Could be a bug in PDFBox. Might want to ask on the pdfbox users' list.
-----Original Message-----
From: [email protected] [mailto:[email protected]]
Sent: Friday, September 16, 2016 7:30 AM
To: [email protected]
Subject: [Tika] I have a question. --> "Exception :
org.apache.pdfbox.cos.COSArray cannot be cast to
org.apache.pdfbox.cos.COSDictionary"
An exception is raised in line:"parser.parse(new Fil ....".

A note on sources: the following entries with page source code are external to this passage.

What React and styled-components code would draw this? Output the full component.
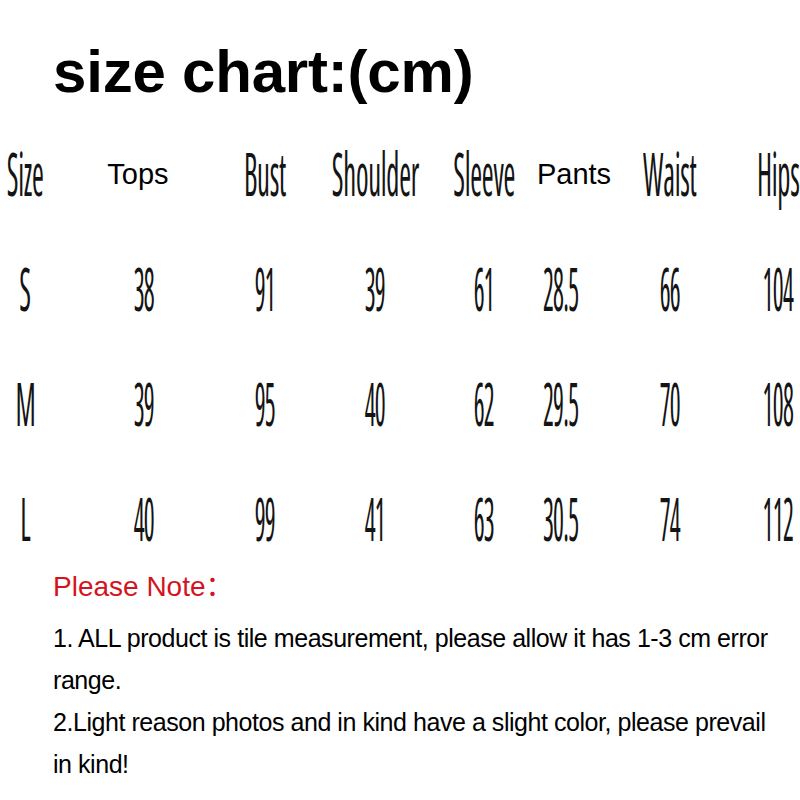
import React from "react";
import styled, { createGlobalStyle } from "styled-components";

const GlobalStyle = createGlobalStyle`
  html, body {
    margin: 0;
    padding: 0;
    background: #ffffff;
  }
  body {
    font-family: "Liberation Sans", Arial, sans-serif;
    color: #000;
  }
`;

const Page = styled.div`
  width: 800px;
  height: 800px;
  padding-top: 42px;
  box-sizing: border-box;
  overflow: hidden;
  background: #fff;
`;

const Title = styled.h1`
  margin: 0;
  padding-left: 53px;
  font-family: "Liberation Sans", Arial, sans-serif;
  font-weight: 700;
  font-size: 60px;
  line-height: 60px;
  color: #000;
  letter-spacing: -0.2px;
`;

const Table = styled.div`
  margin-top: 36px;
  width: 800px;
  display: grid;
  grid-template-columns: 84px 120px 116px 110px 93px 92px 109px 76px;
  grid-auto-rows: 72px;
  row-gap: 43px;
`;

const Cell = styled.div`
  display: flex;
  align-items: center;
  justify-content: center;
  box-sizing: border-box;
  height: 72px;
  padding-left: ${(p) => (p.$shift > 0 ? p.$shift * 2 : 0)}px;
  padding-right: ${(p) => (p.$shift < 0 ? -p.$shift * 2 : 0)}px;
`;

const Cond = styled.span`
  display: inline-block;
  white-space: nowrap;
  font-family: "Open Sans", "Noto Sans", sans-serif;
  font-weight: 400;
  font-stretch: 75%;
  font-size: 29.8px;
  line-height: 30px;
  color: #141414;
  letter-spacing: ${(p) => (p.$numeric ? "-0.8px" : "-0.3px")};
  transform: ${(p) => (p.$numeric ? "scale(0.86, 2.02)" : "scale(0.96, 2.02)")};
  transform-origin: center center;
`;

const PlainHead = styled.span`
  white-space: nowrap;
  font-family: "Liberation Sans", Arial, sans-serif;
  font-size: 29px;
  line-height: 72px;
  color: #000;
`;

const Notes = styled.div`
  margin-top: 11px;
  padding-left: 53px;
`;

const NoteTitle = styled.div`
  font-family: "Liberation Sans", Arial, "Noto Sans CJK SC", sans-serif;
  font-size: 28px;
  line-height: 42px;
  color: #d4141c;
`;

const NoteText = styled.p`
  margin: ${(p) => (p.$first ? "9px" : "0")} 0 0 0;
  width: 728px;
  font-family: "Liberation Sans", Arial, sans-serif;
  font-size: 25px;
  letter-spacing: -0.45px;
  line-height: 42px;
  color: #000;
`;

/* offset of each column's centre from the centre of its grid track */
const colShift = [-17, 0, 3, 0, 7.5, -8, 0, 16];

const headers = [
  { label: "Size" },
  { label: "Tops", plain: true, shift: -6 },
  { label: "Bust" },
  { label: "Shoulder" },
  { label: "Sleeve" },
  { label: "Pants", plain: true, shift: 5 },
  { label: "Waist" },
  { label: "Hips" },
];

const rows = [
  ["S", "38", "91", "39", "61", "28.5", "66", "104"],
  ["M", "39", "95", "40", "62", "29.5", "70", "108"],
  ["L", "40", "99", "41", "63", "30.5", "74", "112"],
];

export default function App() {
  return (
    <>
      <GlobalStyle />
      <Page>
        <Title>size chart:(cm)</Title>
        <Table>
          {headers.map((h, i) => (
            <Cell key={h.label} $shift={h.shift ?? colShift[i]}>
              {h.plain ? <PlainHead>{h.label}</PlainHead> : <Cond>{h.label}</Cond>}
            </Cell>
          ))}
          {rows.map((r) =>
            r.map((v, i) => (
              <Cell key={r[0] + i} $shift={colShift[i]}>
                <Cond $numeric={i > 0}>{v}</Cond>
              </Cell>
            ))
          )}
        </Table>
        <Notes>
          <NoteTitle>Please Note：</NoteTitle>
          <NoteText $first>
            1. ALL product is tile measurement, please allow it has 1-3 cm error range.
          </NoteText>
          <NoteText>
            2.Light reason photos and in kind have a slight color, please prevail in kind!
          </NoteText>
        </Notes>
      </Page>
    </>
  );
}
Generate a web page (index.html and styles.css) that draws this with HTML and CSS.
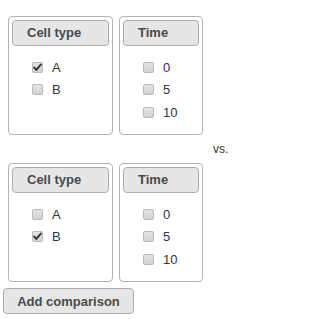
FILE: index.html
```html
<!DOCTYPE html>
<html>
<head>
<meta charset="utf-8">
<link rel="stylesheet" href="styles.css">
</head>
<body>
<div class="page">
  <div class="row">
    <div class="panel panel-cell">
      <div class="head">Cell type</div>
      <ul class="opts">
        <li><span class="cb checked"><svg viewBox="0 0 11 11" width="11" height="11"><path d="M2.2 5.6 L4.3 7.9 L8.8 2.6" fill="none" stroke="#333" stroke-width="2" stroke-linecap="round" stroke-linejoin="round"/></svg></span>A</li>
        <li><span class="cb"></span>B</li>
      </ul>
    </div>
    <div class="panel panel-time">
      <div class="head">Time</div>
      <ul class="opts">
        <li><span class="cb"></span>0</li>
        <li><span class="cb"></span>5</li>
        <li><span class="cb"></span>10</li>
      </ul>
    </div>
  </div>
  <div class="vs">vs.</div>
  <div class="row">
    <div class="panel panel-cell">
      <div class="head">Cell type</div>
      <ul class="opts">
        <li><span class="cb"></span>A</li>
        <li><span class="cb checked"><svg viewBox="0 0 11 11" width="11" height="11"><path d="M2.2 5.6 L4.3 7.9 L8.8 2.6" fill="none" stroke="#333" stroke-width="2" stroke-linecap="round" stroke-linejoin="round"/></svg></span>B</li>
      </ul>
    </div>
    <div class="panel panel-time">
      <div class="head">Time</div>
      <ul class="opts">
        <li><span class="cb"></span>0</li>
        <li><span class="cb"></span>5</li>
        <li><span class="cb"></span>10</li>
      </ul>
    </div>
  </div>
  <button class="add">Add comparison</button>
</div>
</body>
</html>
```

FILE: styles.css
```css
html, body {
  margin: 0;
  padding: 0;
  background: #ffffff;
}
body {
  font-family: "Liberation Sans", Arial, sans-serif;
  color: #333;
}
.page {
  padding: 16px 0 0 0;
}
.row {
  display: flex;
  gap: 6px;
  margin-left: 8px;
}
.panel {
  box-sizing: border-box;
  height: 119px;
  border: 1px solid #b4b4b4;
  border-radius: 4px;
  padding: 3px;
}
.panel-cell { width: 105px; }
.panel-time { width: 84px; }
.head {
  box-sizing: border-box;
  height: 26px;
  border: 1px solid #adadad;
  border-radius: 4px;
  background: #e6e6e6;
  font-size: 13px;
  font-weight: bold;
  color: #4a4a4a;
  line-height: 24px;
  padding-left: 14px;
}
.opts {
  list-style: none;
  margin: 0;
  padding: 10px 0 0 20px;
}
.opts li {
  display: flex;
  align-items: center;
  height: 22.5px;
  font-size: 13px;
  color: #2e3440;
}
.cb {
  box-sizing: border-box;
  width: 11px;
  height: 11px;
  border: 1px solid #b9b9b9;
  border-radius: 2px;
  background: linear-gradient(#e4e4e4, #d2d2d2);
  margin-right: 9px;
  display: flex;
  align-items: center;
  justify-content: center;
  flex: none;
}
.cb svg {
  display: block;
  margin: -1px;
}
.vs {
  font-size: 12px;
  line-height: 14px;
  margin: 7px 0 7px 213px;
  color: #333;
}
.add {
  display: block;
  box-sizing: border-box;
  margin: 6px 0 0 3px;
  width: 131px;
  height: 26px;
  border: 1px solid #adadad;
  border-radius: 4px;
  background: #e6e6e6;
  font-family: "Liberation Sans", Arial, sans-serif;
  font-size: 13px;
  font-weight: bold;
  color: #4a4a4a;
  padding: 0;
}
```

"Exception : org.apache.pdfbox.cos.COSArray cannot be cast to
org.apache.pdfbox.cos.COSDictionary"
Why exception occurs?
In other dozens of PDF, the exception does not occur.
below, my program.
-----------------------------------------------------
try {
File document = new File("/usr/local/sample.pdf");
PDFParser parser = new PDFParser();
ContentHandler handler = new BodyContentHandler(Integer.MAX_VALUE);
Metadata metadata = new Metadata();
parser.parse(new FileInputStream(document), handler, metadata
, new
ParseContext());
String plainText = handler.toString();
System.out.println(plainText);
}
catch (FileNotFoundException e) {
e.printStackTrace();
throw new RuntimeException(e.getMessage()); } catch (IOException e) {
e.printStackTrace();
throw new RuntimeException(e.getMessage()); } catch (SAXException e) {
e.printStackTrace();
throw new RuntimeException(e.getMessage()); } catch (TikaException e) {
e.printStackTrace();
throw new RuntimeException(e.getMessage()); } catch (Exception e) {
e.printStackTrace();
throw new RuntimeException(e.getMessage()); }
-----------------------------------------------------
--
syosinnsya